Most of those appeals are specific to one property, and none threaten major changes intended to promote urban infill, like allowing additional units and backyard homes, and reducing parking minimums.

The appeals will be heard by the Ontario Land Tribunal.

Read our full coverage


Citizen satisfaction survey results previewed

Council heard a preview of results from the city’s 2022 citizen satisfaction survey, which will be released in full later this week.

The phone survey is conducted by public opinion firm Ipsos and weighted to reflect the community’s gender and age demographics, will inform the city’s next strategic plan.

The results suggest overall satisfaction with the local quality of life remains high but has continued to decline since 2013. Satisfaction with city services, on the other hand, went up, with over 80 per cent of residents somewhat or very satisfied.

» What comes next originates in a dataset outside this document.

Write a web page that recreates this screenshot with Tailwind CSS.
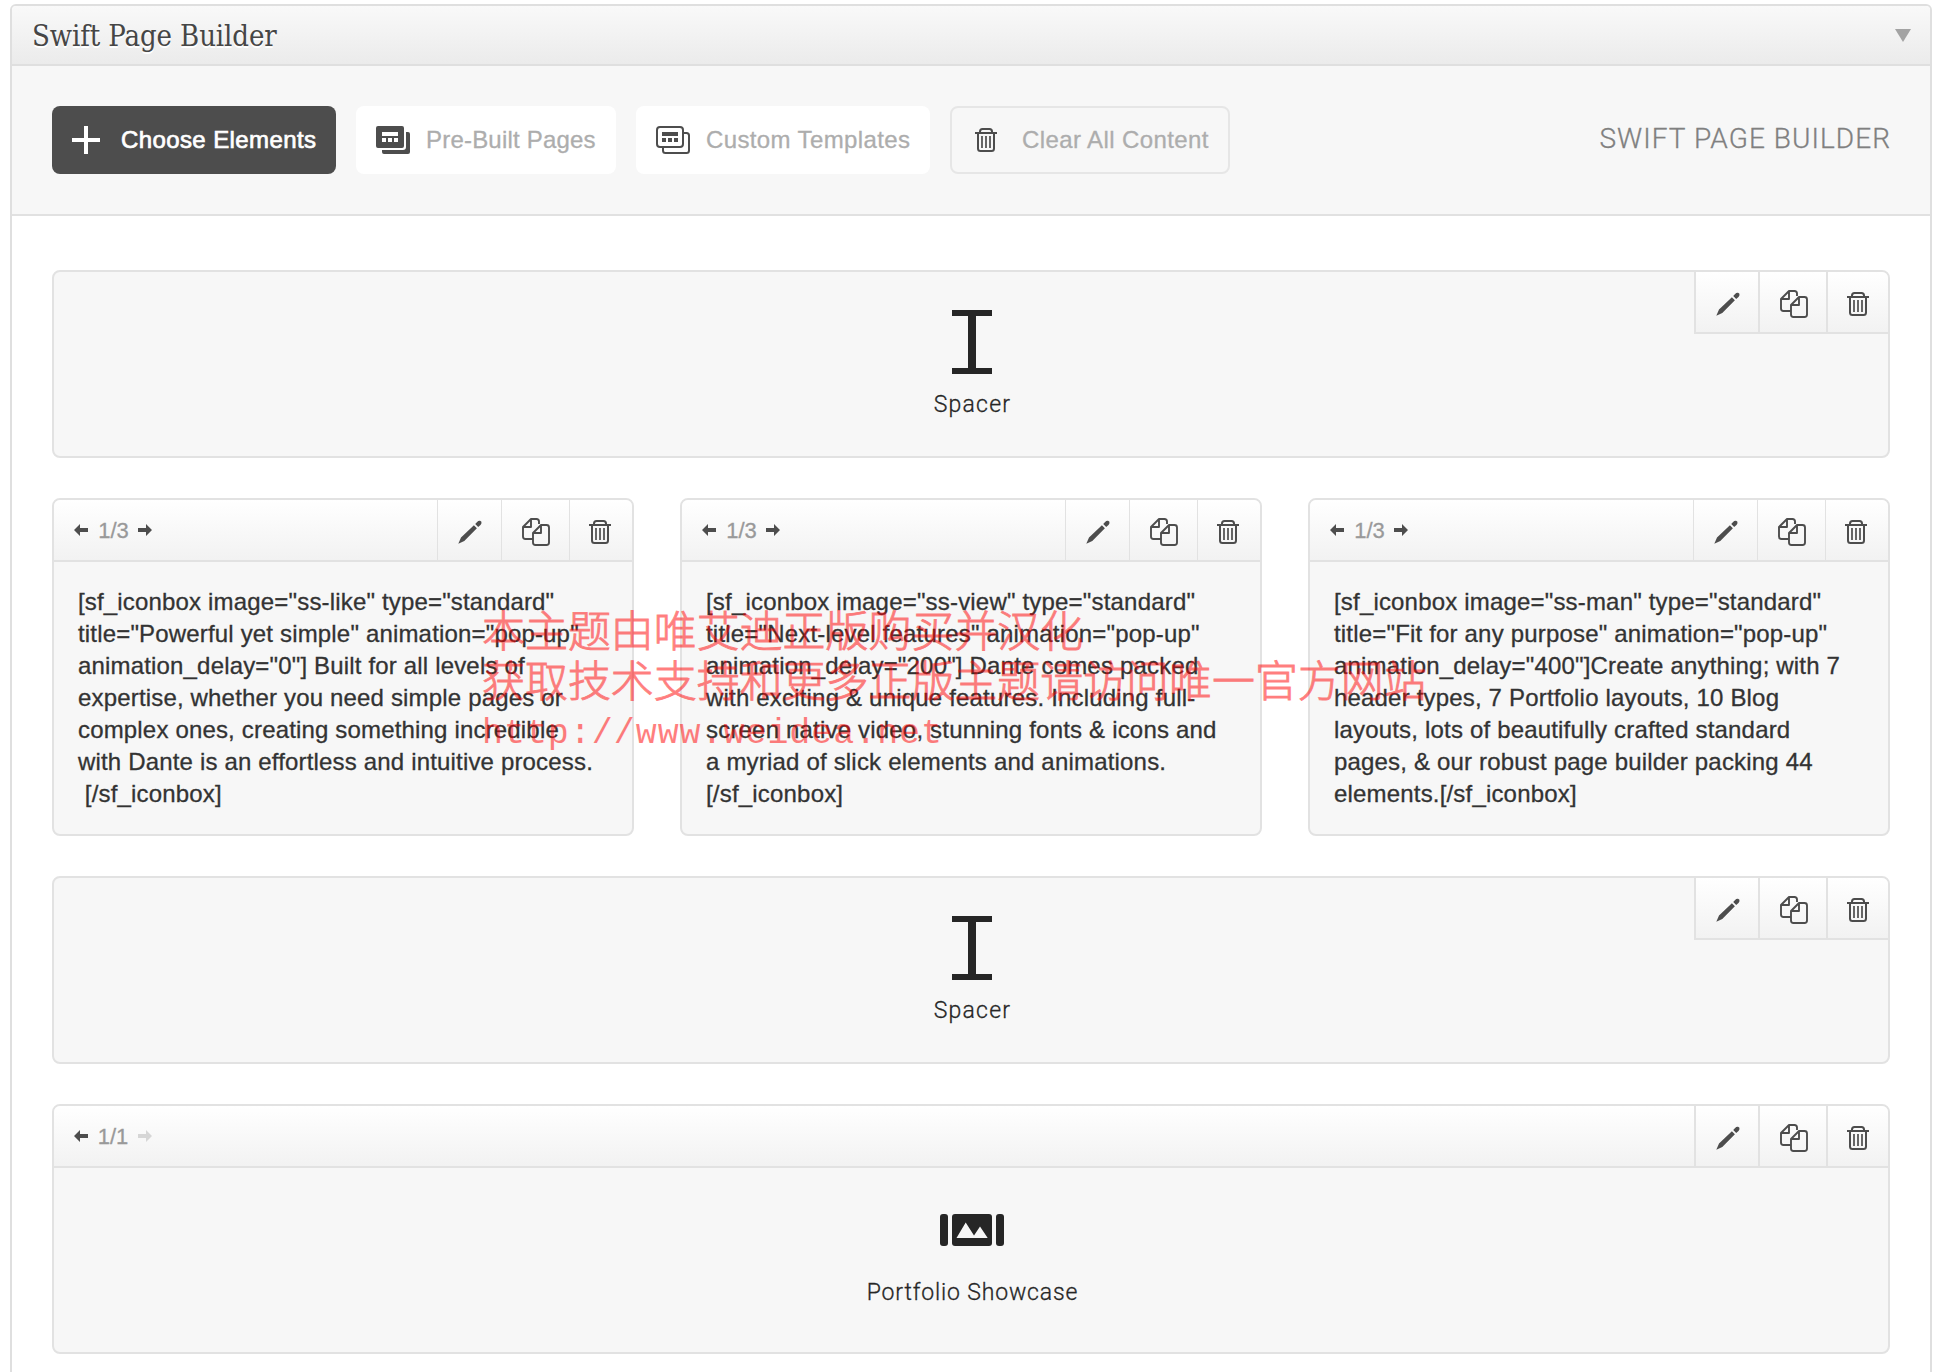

Crime remained the issue ranked as most important facing the city, followed by the economy and social issues like poverty and housing.

A document summarizing the results is available at the city’s Get Involved website. A full report will be published later this week.

Participation in the online version of the survey drew record participation of almost 2,800 people, staff reported.

Read our previous coverage


Parkdale development approved

Council approved the creation of 17 new lots at the northern edge of the Parkdale subdivision, north of the Thunder Bay Airport.

The development, proposed by Syncor Contracting Ltd., will include two townhouses containing six homes and one townhouse containing five homes, over three blocks that already have full municipal services.

The city received no objections to the application.


Profit-sharing agreement for renewable generating station delayed

Council approved a further delay to a planned profit-sharing agreement that would distribute revenue from the renewable generating station at the Mapleward landfill, operated by Synergy North.

The plant has for years lagged expectations for how much electricity it would generate from methane collected from decaying garbage, requiring two $1 million injections over the years to stay solvent.

That means the city won’t realize shared revenue on the project until at least 2025, when it’s expected to have paid off a loan from Infrastructure Ontario.

However, Synergy North has defended the project, saying it still produces financial and environmental benefits.

Read our full coverage


Rezoning approved for school parking lot

A home next door to the Franco-Supérieur school will be converted into a parking lot, over objections from some neighbours.

A zoning bylaw amendment approved by council Monday will allow the Aurores Boréales school board to go ahead with its plan to demolish the home at the corner of Elgin and Court streets, adding 14 parking spaces.

Three surrounding property owners raised concerns the development could worsen stormwater flooding, produce noise from late-night snow clearing, and exacerbate on-street parking concerns.

City staff said the school board had submitted an adequate stormwater management plan, that noise is regulated under city bylaws, and that the lot should in fact alleviate on-street parking concerns.